Up Up And Away

disembodied monster carrying a girl

This disembodied monster carrying off a pretty girl is from a movie poster concept painting by Jack Thurston for the 1966 (1967 in US) movie “It!” According to this page from an auction site:

19×23″ Crescent illustration board has 10.25×16.75″ tall image area painted in tempera and signed in lead pencil at lower right “Thurston”. Striking image of Swamp Thing type character carrying terrified blond wearing only slip towards viewer. Art is bright and Exc. and extremely well done. Lower right side has small pencil note “Bill Gold Charlie Gold Agency For Warner Bros”. Note refers to poster designer Bill Gold who became head of poster design at Warner Bros. in 1947 and opened “B G Charles” with his brother to do movie promotion with Charles in Los Angeles and Bill in New York City. The 1966 film “It!” was made by Seven Arts Productions for Warner Bros and features the Golem of Prague as its main subject. The film starred Roddy McDowall, Jill Haworth, and Paul Maxwell. Herbert Leder was producer, the screenwriter and director of the film. He also directed other movies including “The Frozen Dead” in 1966. See previous item #2103. The film was first released in Great Britain in 1966 and released in the U.S. in 1967 when Seven Arts Productions acquired Warner Bros. communications company. It was released as a double bill with “The Frozen Dead” and became available on home video in 2008. Author Theodore Sturgeon did a sci-fi story titled “It” for the August 1940 issue of “Unknown” about a swamp creature roaming the country side and destroying everything in its path. Born in 1919, Jack Thurston served during WWII as a sculptor doing scale models of enemy terrain. He was an art director in Rochester and besides movie posters has also done numerous illustrations for book covers. The Jack Thurston iconic poster art of Raquel Welch in “One Million B.C.” from 1966 sold at auction for $77,675 in 2008. A superbly done painting.

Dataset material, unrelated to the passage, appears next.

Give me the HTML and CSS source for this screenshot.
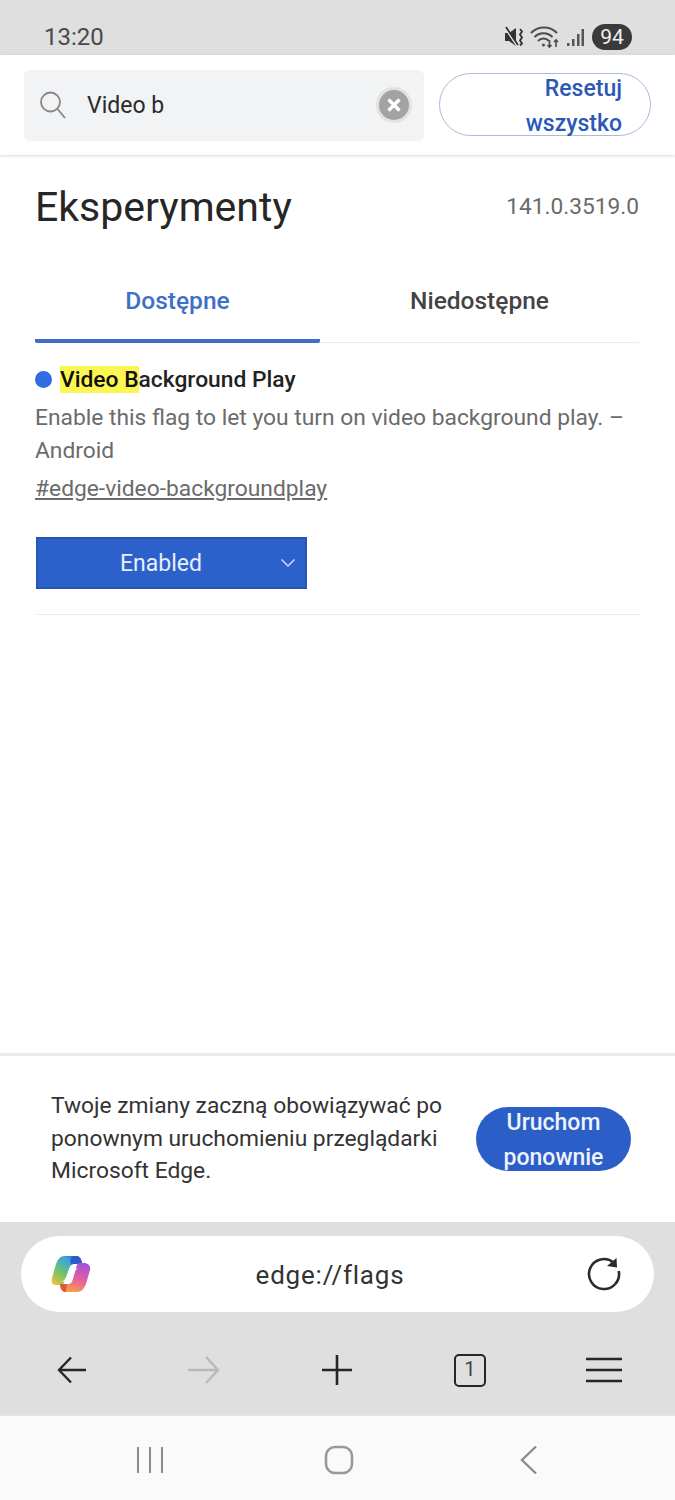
FILE: index.html
```html
<!DOCTYPE html>
<html lang="pl">
  <head>
    <meta charset="UTF-8" />
    <meta name="viewport" content="width=device-width, initial-scale=1.0" />
    <title>Eksperymenty</title>
    <link rel="stylesheet" href="styles.css">
  </head>
  <body>
    <div class="phone">
      <div class="status-bar">
        <span class="clock">13:20</span>
        <div class="status-icons">
          <svg width="20" height="22" viewBox="0 0 20 22" fill="none">
            <path d="M1 7h4l7-5v18l-7-5H1z" fill="#333"/>
            <path d="M1 2l12 18" stroke="#dfdfdf" stroke-width="1.800"/>
            <path d="M2 1l12 18" stroke="#333" stroke-width="1.800"/>
            <path d="M16 3l2 2.500-2 3 2 3-2 3 2 3-2 2" stroke="#333" stroke-width="1.800"/>
          </svg>
          <svg width="30" height="24" viewBox="0 0 30 24" fill="none" stroke="#4c4c4c" stroke-width="2">
            <path d="M1 8a18 18 0 0 1 26 0M4.500 12a12.500 12.500 0 0 1 18 0M8 16a7.500 7.500 0 0 1 11 0"/>
            <circle cx="13.500" cy="20" r="1.500" fill="#4c4c4c" stroke="none"/>
            <path d="M19.500 15v7M17.500 20l2 2 2-2M26 22v-7M24 17l2-2 2 2" stroke-width="1.600"/>
          </svg>
          <svg width="20" height="20" viewBox="0 0 20 20" fill="#555">
            <rect x="1" y="16" width="2.500" height="3"/>
            <rect x="6" y="12" width="2.500" height="7"/>
            <rect x="11" y="7" width="2.500" height="12"/>
            <rect x="15.500" y="2" width="2.500" height="17"/>
          </svg>
          <span class="battery">94</span>
        </div>
      </div>

      <header class="search-header">
        <div class="search-box">
          <svg class="search-icon" width="28" height="30" viewBox="0 0 28 30" fill="none" stroke="#868686" stroke-width="1.800">
            <circle cx="11.500" cy="12" r="9.500"/>
            <path d="M18.500 19l7.500 9"/>
          </svg>
          <span class="search-text">Video b</span>
          <span class="clear-btn">
            <svg width="32" height="32" viewBox="0 0 32 32" fill="none">
              <circle cx="16" cy="16" r="15" fill="#a3a3a3"/>
              <path d="M10.500 10.500l11 11M21.500 10.500l-11 11" stroke="#fff" stroke-width="3.400"/>
            </svg>
          </span>
        </div>
        <button class="reset-btn">Resetuj wszystko</button>
      </header>

      <main class="content">
        <div class="title-row">
          <h1>Eksperymenty</h1>
          <span class="version">141.0.3519.0</span>
        </div>

        <div class="tabs">
          <div class="tab tab-active">Dostępne</div>
          <div class="tab">Niedostępne</div>
        </div>

        <section class="flag">
          <div class="flag-name">
            <span class="dot"></span>
            <span><mark>Video B</mark>ackground Play</span>
          </div>
          <p class="flag-desc">Enable this flag to let you turn on video background play. – Android</p>
          <a class="flag-link">#edge-video-backgroundplay</a>
          <div class="select">
            <span>Enabled</span>
            <svg class="select-arrow" width="16" height="10" viewBox="0 0 16 10" fill="none" stroke="#c9daf6" stroke-width="1.500">
              <path d="M1.500 1.500L8 8l6.500-6.500"/>
            </svg>
          </div>
        </section>
      </main>

      <div class="restart-banner">
        <p>Twoje zmiany zaczną obowiązywać po ponownym uruchomieniu przeglądarki Microsoft Edge.</p>
        <button class="restart-btn">Uruchom ponownie</button>
      </div>

      <div class="browser-bar">
        <div class="address-bar">
          <svg width="42" height="38" viewBox="0 0 42 38">
            <defs>
              <linearGradient id="cp-a" x1="0.100" y1="1" x2="0.800" y2="0">
                <stop offset="0" stop-color="#ecc33c"/>
                <stop offset="0.400" stop-color="#6cc46c"/>
                <stop offset="0.800" stop-color="#3aa0e4"/>
                <stop offset="1" stop-color="#2a62cc"/>
              </linearGradient>
              <linearGradient id="cp-b" x1="0.700" y1="0" x2="0.400" y2="1">
                <stop offset="0" stop-color="#a650dc"/>
                <stop offset="0.550" stop-color="#e4609c"/>
                <stop offset="1" stop-color="#f6a04a"/>
              </linearGradient>
            </defs>
            <path d="M15 1H26C29 1 31 3 31.500 6L32 9H24C21 9 20 11 19 14L14 28C13 30 11 30 9 30H6C2 30 1 27 2 23L6 9C8 4 10 1 15 1Z" fill="url(#cp-a)"/>
            <path d="M24 1H26C29 1 31 3 31.500 6L32 9H24C23 9 22 9.500 21.500 10L20 6C21 3 22 1 24 1Z" fill="#2a5cc8"/>
            <path d="M29 8H34C38 8 41 11 40 15L36 29C34 34 31 37 27 37H16C13 37 11 35 10.500 32L10 29H18C21 29 22 27 23 24L26 13C27 10 27 8 29 8Z" fill="url(#cp-b)"/>
            <path d="M10 29H17L16 37C13 37 11 35 10.500 32Z" fill="#dc5a38"/>
            <path d="M20.500 13H27L21 24C20 26 18 26.500 16 26.500H11.500C14 26 15.500 24 16.500 21.500L18.500 16C19 14 19.500 13 20.500 13Z" fill="#fff"/>
          </svg>
          <span class="url">edge://flags</span>
          <svg width="36" height="36" viewBox="0 0 36 36" fill="none" stroke="#2b2b2b" stroke-width="2.600">
            <path d="M27.600 6.500A15 15 0 1 0 32.700 14.900"/>
            <path d="M21 10L31 11.500L30.500 2Z" fill="#2b2b2b" stroke="none"/>
          </svg>
        </div>
        <nav class="toolbar">
          <svg width="30" height="28" viewBox="0 0 30 28" fill="none" stroke="#262626" stroke-width="2.400">
            <path d="M29 14H2M14 1.500L2 14l12 12.500"/>
          </svg>
          <svg width="34" height="30" viewBox="0 0 34 30" fill="none" stroke="#b9b9b9" stroke-width="2.400">
            <path d="M1 15h30M19 2l12 13-12 13"/>
          </svg>
          <svg width="32" height="32" viewBox="1 0 32 32" fill="none" stroke="#262626" stroke-width="2.600">
            <path d="M16 1v30M1 16h30"/>
          </svg>
          <span class="tab-count">1</span>
          <svg width="36" height="28" viewBox="0 0 36 28" fill="none" stroke="#262626" stroke-width="2.600">
            <path d="M0 3h36M0 14h36M0 25h36"/>
          </svg>
        </nav>
      </div>

      <div class="nav-bar">
        <svg width="28" height="28" viewBox="0 0 28 28" fill="none" stroke="#8c8c8c" stroke-width="2">
          <path d="M2 1v26M14 1v26M26 1v26"/>
        </svg>
        <svg class="home-icon" width="30" height="30" viewBox="0 0 30 30" fill="none" stroke="#999" stroke-width="2.600">
          <rect x="2" y="2" width="26" height="26" rx="9"/>
        </svg>
        <svg width="20" height="30" viewBox="0 0 20 30" fill="none" stroke="#8c8c8c" stroke-width="2.400">
          <path d="M17 1.500L3 15l14 13.500"/>
        </svg>
      </div>
    </div>
  </body>
</html>
```

FILE: styles.css
```css
* {
    box-sizing: border-box;
}
body {
    margin: 0;
    font-family: Roboto, "Liberation Sans", sans-serif;
    background-color: #fff;
}
.phone {
    display: flex;
    flex-direction: column;
    height: 1500px;
    overflow: hidden;
}
.status-bar {
    display: flex;
    justify-content: space-between;
    align-items: center;
    height: 55px;
    padding: 18px 43px 0 44px;
    background-color: #dfdfdf;
}
.clock {
    font-size: 24px;
    color: #4a4a4a;
}
.status-icons {
    display: flex;
    align-items: center;
    gap: 6px;
}
.battery {
    width: 40px;
    height: 26px;
    border-radius: 13px;
    background-color: #3a3a3a;
    color: #f2f2f2;
    font-size: 21px;
    line-height: 26px;
    text-align: center;
}
.search-header {
    position: relative;
    display: flex;
    align-items: center;
    gap: 15px;
    height: 100px;
    padding: 0 24px 0 24px;
    background-color: #fff;
    box-shadow: 0 1px 3px rgba(0, 0, 0, 0.15);
}
.search-box {
    display: flex;
    align-items: center;
    width: 401px;
    height: 71px;
    padding: 0 12px 0 15px;
    border-radius: 6px;
    background-color: #f1f3f5;
}
.search-text {
    flex: 1;
    margin-left: 20px;
    font-size: 23px;
    color: #2a2a2a;
}
.clear-btn {
    display: flex;
    width: 36px;
    height: 36px;
    align-items: center;
    justify-content: center;
    border-radius: 50%;
    background-color: #e2e2e2;
}
.reset-btn {
    display: flex;
    align-items: center;
    justify-content: flex-end;
    width: 212px;
    height: 63px;
    margin-bottom: 2px;
    padding: 3px 28px 0 70px;
    border: 1px solid #a9bcd8;
    border-radius: 32px;
    background-color: #fff;
    color: #2b58b5;
    font-family: inherit;
    font-size: 23px;
    font-weight: 500;
    line-height: 35px;
    text-align: right;
}
.content {
    flex: 1;
    padding: 0 36px 0 35px;
}
.title-row {
    display: flex;
    justify-content: space-between;
    align-items: center;
    height: 103px;
}
h1 {
    margin: 0;
    font-size: 41px;
    font-weight: 400;
    color: #262626;
}
.version {
    font-size: 22.700px;
    color: #6a6a6a;
}
.tabs {
    display: flex;
    height: 85px;
    border-bottom: 1px solid #ececec;
}
.tab {
    display: flex;
    flex: 1;
    align-items: center;
    justify-content: center;
    padding-top: 1px;
    font-size: 24.500px;
    font-weight: 500;
    color: #444;
}
.tab-active {
    flex: none;
    width: 285px;
    margin-bottom: -1px;
    padding-top: 4px;
    border-bottom: 4px solid #3d6fc9;
    border-radius: 0 0 2px 2px;
    color: #3d70c9;
}
.flag {
    padding-top: 21px;
    padding-bottom: 25px;
    border-bottom: 1px solid #ececec;
    margin-right: -2px;
}
.flag-name {
    display: flex;
    align-items: center;
    gap: 8px;
    height: 31px;
    font-size: 22.800px;
    font-weight: 500;
    color: #222;
}
.dot {
    width: 17px;
    height: 17px;
    border-radius: 50%;
    background-color: #2f6de0;
}
mark {
    background-color: #fbf651;
    color: #111;
}
.flag-desc {
    margin: 6px 0 0;
    font-size: 22.800px;
    line-height: 33px;
    color: #6b6b6b;
}
.flag-link {
    display: block;
    margin-top: 5px;
    font-size: 22.800px;
    line-height: 33px;
    color: #6b6b6b;
    text-decoration: underline;
}
.select {
    position: relative;
    width: 271px;
    height: 52px;
    margin-top: 32px;
    margin-left: 1px;
    padding-right: 21px;
    border: 2px solid #2655b5;
    background-color: #2c61cb;
    color: #e8effb;
    font-size: 23px;
    line-height: 49px;
    text-align: center;
}
.select-arrow {
    position: absolute;
    right: 9px;
    top: 19px;
}
.restart-banner {
    display: flex;
    align-items: center;
    justify-content: space-between;
    height: 169px;
    padding: 0 44px 0 51px;
    background-color: #fff;
    border-top: 3px solid #eaeaea;
}
.restart-banner p {
    width: 410px;
    margin: 0;
    font-size: 22.800px;
    line-height: 32.500px;
    color: #333;
}
.restart-btn {
    display: flex;
    align-items: center;
    justify-content: center;
    width: 155px;
    height: 64px;
    padding: 1px 0 0;
    border: none;
    border-radius: 32px;
    background-color: #2b5fc7;
    color: #eef3fc;
    font-family: inherit;
    font-size: 23px;
    font-weight: 500;
    line-height: 35px;
    text-align: center;
}
.browser-bar {
    height: 193px;
    padding: 14px 21px 0;
    background-color: #dfdfdf;
}
.address-bar {
    display: flex;
    align-items: center;
    justify-content: space-between;
    height: 76px;
    padding: 0 32px 0 29px;
    border-radius: 38px;
    background-color: #fff;
}
.url {
    padding: 2px 18px 0 0;
    font-size: 26px;
    letter-spacing: 0.800px;
    color: #333;
}
.toolbar {
    display: flex;
    align-items: center;
    justify-content: space-between;
    height: 90px;
    margin-top: 13px;
    padding: 0 32px 0 36px;
}
.tab-count {
    width: 32px;
    height: 33px;
    border: 2.500px solid #262626;
    border-radius: 5px;
    font-size: 20px;
    line-height: 27px;
    text-align: center;
    color: #444;
}
.nav-bar {
    display: flex;
    align-items: center;
    justify-content: space-between;
    height: 85px;
    padding: 4px 136px 0 136px;
    background-color: #fafafa;
    border-top: 1px solid #e4e4e4;
}
.home-icon {
    margin-right: 6px;
}
```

poster art concept painting

An actual promotional photo from the movie seems… somewhat less terrifying, as you might expect from a film about the most terrifying thing you’ll ever hope to get when you put a bunch of rabbis in a room and ask them to do dark magic:

carried away by a golem

There’s a page in German here that tracks and displays half a dozen different pulp-magazine and movie-industry uses of the Thurston artwork, which doesn’t itself appear to have have ever been used to advertise the movie for which it was created. My favorite is probably this appearance of just the head on the front of an edition of Famous Monsters of Filmland, which of course this critter manifestly never was and never got to be. Anything to sell magazines, right?

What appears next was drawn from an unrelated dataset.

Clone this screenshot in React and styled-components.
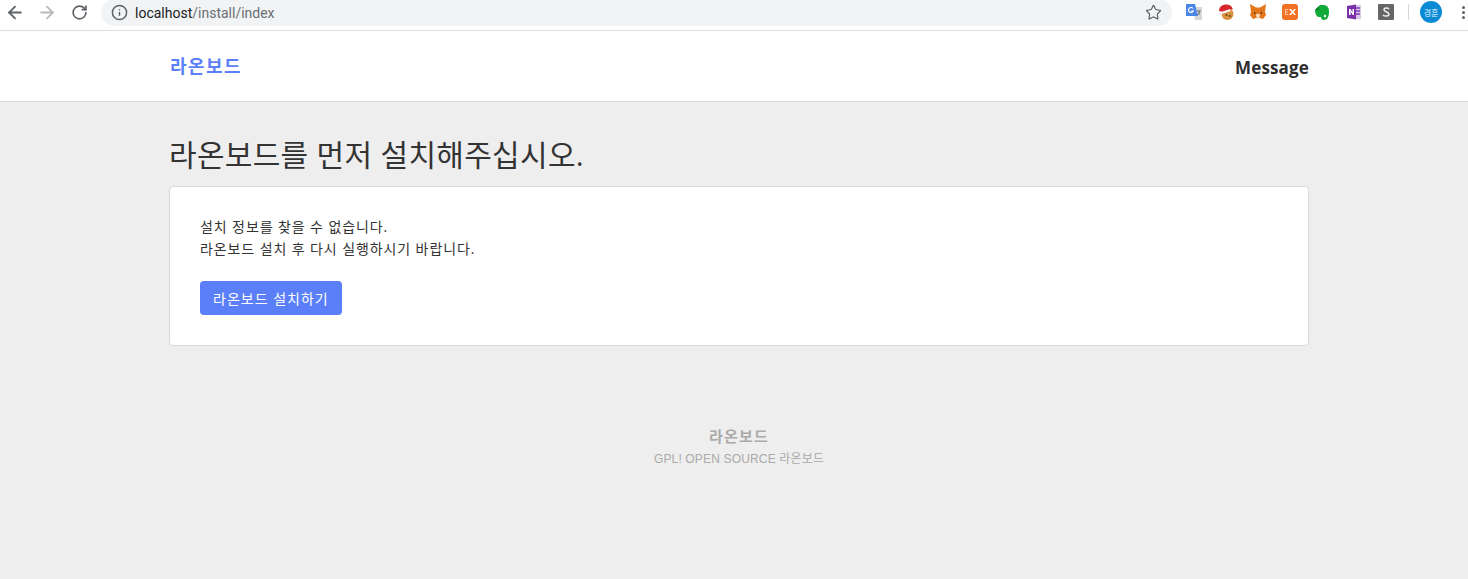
import React from 'react';
import styled, { createGlobalStyle } from 'styled-components';
import { ArrowLeft, ArrowRight, RotateCw, Info, Star } from 'lucide-react';

const GlobalStyle = createGlobalStyle`
  html, body {
    margin: 0;
    padding: 0;
    height: 100%;
    background: #eeeeee;
    overflow: hidden;
  }
  #root {
    height: 100%;
  }
  * {
    box-sizing: border-box;
  }
`;

const Page = styled.div`
  height: 579px;
  display: flex;
  flex-direction: column;
  background: #eeeeee;
  color: #333;
  font-family: 'Open Sans', 'Noto Sans CJK KR', sans-serif;
`;

// Browser chrome
const BrowserBar = styled.div`
  height: 31px;
  flex: none;
  display: flex;
  align-items: flex-start;
  background: #fff;
  border-bottom: 1px solid #dadce0;
`;

const NavIcons = styled.div`
  display: flex;
  align-items: center;
  gap: 12px;
  height: 24px;
  padding-left: 5px;
`;

const NavIcon = styled.span`
  width: 20px;
  height: 20px;
  display: flex;
  align-items: center;
  justify-content: center;
  color: ${(props) => (props.$disabled ? '#bababa' : '#5f6368')};
`;

const Omnibox = styled.div`
  width: 1071px;
  height: 27px;
  margin: -1px 0 0 12px;
  padding: 0 10px;
  display: flex;
  align-items: center;
  background: #f1f3f4;
  border-radius: 14px;
  color: #5f6368;
`;

const Url = styled.span`
  margin-left: 7px;
  flex: 1;
  font-family: Roboto, sans-serif;
  font-size: 14px;
  color: #6b6f73;
`;

const Host = styled.span`
  color: #202124;
`;

const Extensions = styled.div`
  display: flex;
  align-items: center;
  height: 24px;
  margin-left: 14px;
  gap: 16px;
`;

const Ext = styled.svg`
  width: 16px;
  height: 16px;
  display: block;
`;

const Divider = styled.span`
  width: 1px;
  height: 16px;
  margin-left: -2px;
  background: #d5d7da;
`;

const Avatar = styled.span`
  width: 22px;
  height: 22px;
  margin-left: -5px;
  border-radius: 50%;
  background: #0b8bd6;
  color: #e6f3fb;
  display: flex;
  align-items: center;
  justify-content: center;
  font-family: 'Noto Sans CJK KR', sans-serif;
  font-size: 8px;
`;

const Dots = styled.span`
  margin-left: 4px;
  display: flex;
  flex-direction: column;
  gap: 2px;
  i {
    width: 3px;
    height: 3px;
    border-radius: 50%;
    background: #5f6368;
    display: block;
  }
`;

// Site
const Navbar = styled.header`
  height: 71px;
  flex: none;
  background: #fff;
  border-bottom: 1px solid #d9d9d9;
`;

const Container = styled.div`
  width: 1140px;
  margin: 0 auto;
  position: relative;
  left: 5px;
`;

const NavInner = styled(Container)`
  height: 70px;
  display: flex;
  align-items: center;
  justify-content: space-between;
`;

const Brand = styled.a`
  font-size: 18px;
  font-weight: 700;
  letter-spacing: 1.4px;
  margin-left: 1px;
  color: #5a7ff8;
  position: relative;
  top: -1px;
`;

const NavLink = styled.a`
  font-size: 17px;
  font-weight: 700;
  letter-spacing: 0.15px;
  color: #2f2f2f;
  position: relative;
  top: 1px;
`;

const Main = styled(Container)`
  padding-top: 31px;
`;

const Title = styled.h1`
  margin: 0 0 10px;
  font-size: 30px;
  font-weight: 400;
  line-height: 43px;
  letter-spacing: 0.3px;
  color: #333;
`;

const Card = styled.section`
  height: 160px;
  padding: 29px 30px 30px;
  background: #fff;
  border: 1px solid #d9d9d9;
  border-radius: 4px;
`;

const Text = styled.p`
  margin: 0 0 21px;
  font-size: 14px;
  line-height: 22px;
  letter-spacing: 0.9px;
  color: #333;
`;

const Button = styled.button`
  height: 34px;
  padding: 0 13px;
  border: none;
  border-radius: 4px;
  background: #5a7ff8;
  color: #fff;
  font-family: inherit;
  font-size: 14px;
  letter-spacing: 1px;
  cursor: pointer;
`;

const Footer = styled.footer`
  margin-top: 79px;
  text-align: center;
  color: #aaaaaa;
`;

const FooterTitle = styled.div`
  font-size: 15px;
  font-weight: 700;
  line-height: 23px;
  letter-spacing: 1.2px;
`;

const FooterText = styled.div`
  font-family: 'Liberation Sans', 'Noto Sans CJK KR', sans-serif;
  font-size: 12px;
  line-height: 22px;
  letter-spacing: 0.16px;
`;

function Extension({ children }) {
  return <Ext viewBox="0 0 16 16">{children}</Ext>;
}

function App() {
  return (
    <Page>
      <GlobalStyle />
      <BrowserBar>
        <NavIcons>
          <NavIcon><ArrowLeft size={21} strokeWidth={2.2} /></NavIcon>
          <NavIcon $disabled><ArrowRight size={21} strokeWidth={2.2} /></NavIcon>
          <NavIcon><RotateCw size={17} strokeWidth={2.4} /></NavIcon>
        </NavIcons>
        <Omnibox>
          <Info size={17} strokeWidth={2.1} />
          <Url><Host>localhost</Host>/install/index</Url>
          <Star size={17} strokeWidth={1.7} />
        </Omnibox>
        <Extensions>
          <Extension>
            <path d="M6 3h10v13H9z" fill="#d5d7da" />
            <path d="M0 0h9l3 12H0z" fill="#4a86e8" />
            <path d="M7 4.500A2.500 2.500 0 1 0 7.300 7H5.200" fill="none" stroke="#fff" strokeWidth="1.200" />
            <path d="M11 7h4M13 6v5M11 11l3-3" stroke="#777" strokeWidth="1" fill="none" />
          </Extension>
          <Extension>
            <circle cx="9.500" cy="10" r="6" fill="#d9913f" />
            <path d="M1 7C1 1 8-1 13 2l2 3-3 1-7 2z" fill="#d8262c" />
            <path d="M0 9l12-4 1 2L1 11z" fill="#f2f2f2" />
            <circle cx="8.500" cy="11" r="1" fill="#6b3f12" />
            <circle cx="12" cy="12" r="1" fill="#6b3f12" />
          </Extension>
          <Extension>
            <path d="M0 0l6 3.500h4L16 0l-1 8 1 3-3 4-3-1H6l-3 1-3-4 1-3z" fill="#e2761b" />
            <path d="M6 10h4l-1 5H7z" fill="#f5e0c8" />
            <path d="M4 8l2 1-2 1zM12 8l-2 1 2 1z" fill="#33261a" />
          </Extension>
          <Extension>
            <rect width="16" height="16" rx="3" fill="#f07325" />
            <path d="M3 5h3v1H4v1.500h2v1H4V10h2v1H3z" fill="#f9c6a2" />
            <path d="M7 5h2l1.500 2L12 5h2l-2.500 3 2.500 3h-2l-1.500-2L9 11H7l2.500-3z" fill="#fff" />
          </Extension>
          <Extension>
            <path d="M3 4l3-3h3c4 0 6 2 6 7 0 5-2 8-5 8-2 0-3-1-3-3H5C2 13 1 8 1 6z" fill="#12ab3b" />
            <path d="M1 6h4V2z" fill="#0b7f2b" />
            <circle cx="11" cy="12" r="1.200" fill="#fff" />
          </Extension>
          <Extension>
            <path d="M8 1h7v14H8z" fill="#d9c7ea" />
            <path d="M10 4h4M10 7h4M10 10h4" stroke="#7f3fb0" strokeWidth="1.500" />
            <path d="M1 2l9-1.500v15L1 14z" fill="#7b2fa8" />
            <path d="M3 11V5h1.500l2 3.500V5H8v6H6.700l-2.200-3.500V11z" fill="#fff" />
          </Extension>
          <Extension>
            <rect width="16" height="16" rx="1" fill="#666" />
            <path d="M11 5c-1-1.200-5-1.500-5 .8C6 8 11 7.500 11 10.300 11 12.500 6.500 12.500 5 11" fill="none" stroke="#eee" strokeWidth="1.500" />
          </Extension>
          <Divider />
          <Avatar>경훈</Avatar>
          <Dots><i /><i /><i /></Dots>
        </Extensions>
      </BrowserBar>

      <Navbar>
        <NavInner>
          <Brand>라온보드</Brand>
          <NavLink>Message</NavLink>
        </NavInner>
      </Navbar>

      <Main>
        <Title>라온보드를 먼저 설치해주십시오.</Title>
        <Card>
          <Text>
            설치 정보를 찾을 수 없습니다.
            <br />
            라온보드 설치 후 다시 실행하시기 바랍니다.
          </Text>
          <Button>라온보드 설치하기</Button>
        </Card>
        <Footer>
          <FooterTitle>라온보드</FooterTitle>
          <FooterText>GPL! OPEN SOURCE 라온보드</FooterText>
        </Footer>
      </Main>
    </Page>
  );
}

export default App;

not a famous monster of filmland, but got impersonated by a golem once

This post is a reblog with added provenance from a 16 November 2013 post at Infernal Wonders. The original image source at that time was the now long-gone and greatly-missed tumblr The World Of Doctor Orloff! (A very incomplete copy may be viewed in the Internet Archive.)

Very Large Conehead Zombie Surprise

You wouldn’t know it from this photo, but the role of the enormous bloody deformed conehead zombie creature is to save the nude lady from an evil mad scientist:

Eddie Carmel as a cone head zombie monster

Two different blog posts assure us that this is a publicity photo (no such scene actually appearing in the movie) for the 1962 mad science horror flick The Brain That Would Not Die:

The Brain That Would Not Die movie poster

The movie itself is in the public domain and is viewable at the Internet Archive. More information about the film, including a detailed synopsis of the plot, is available at Wikipedia.

The monster-conehead-zombie was played by Eddie Carmel, a 7-foot, 3-inch tall giant known as “The Jewish Giant”. One website about him offers a tiny and watermarked version of this photo that has been cropped less than any of the others available on the web. (Although the clothing and bodies below the “Giants And Girls” legend appear crudely Photoshopped-in, the model’s belly button looks possibly original, indicating that there’s just a smidge more of the original photo in this version.)

photoshopped promotional photo eddie carmel

This image is a reblog from a 10 November 2013 post at Infernal Wonders. Its original source is the long gone and greatly missed tumblr The World Of Doctor Orloff! (A very incomplete copy may be viewed in the Internet Archive.)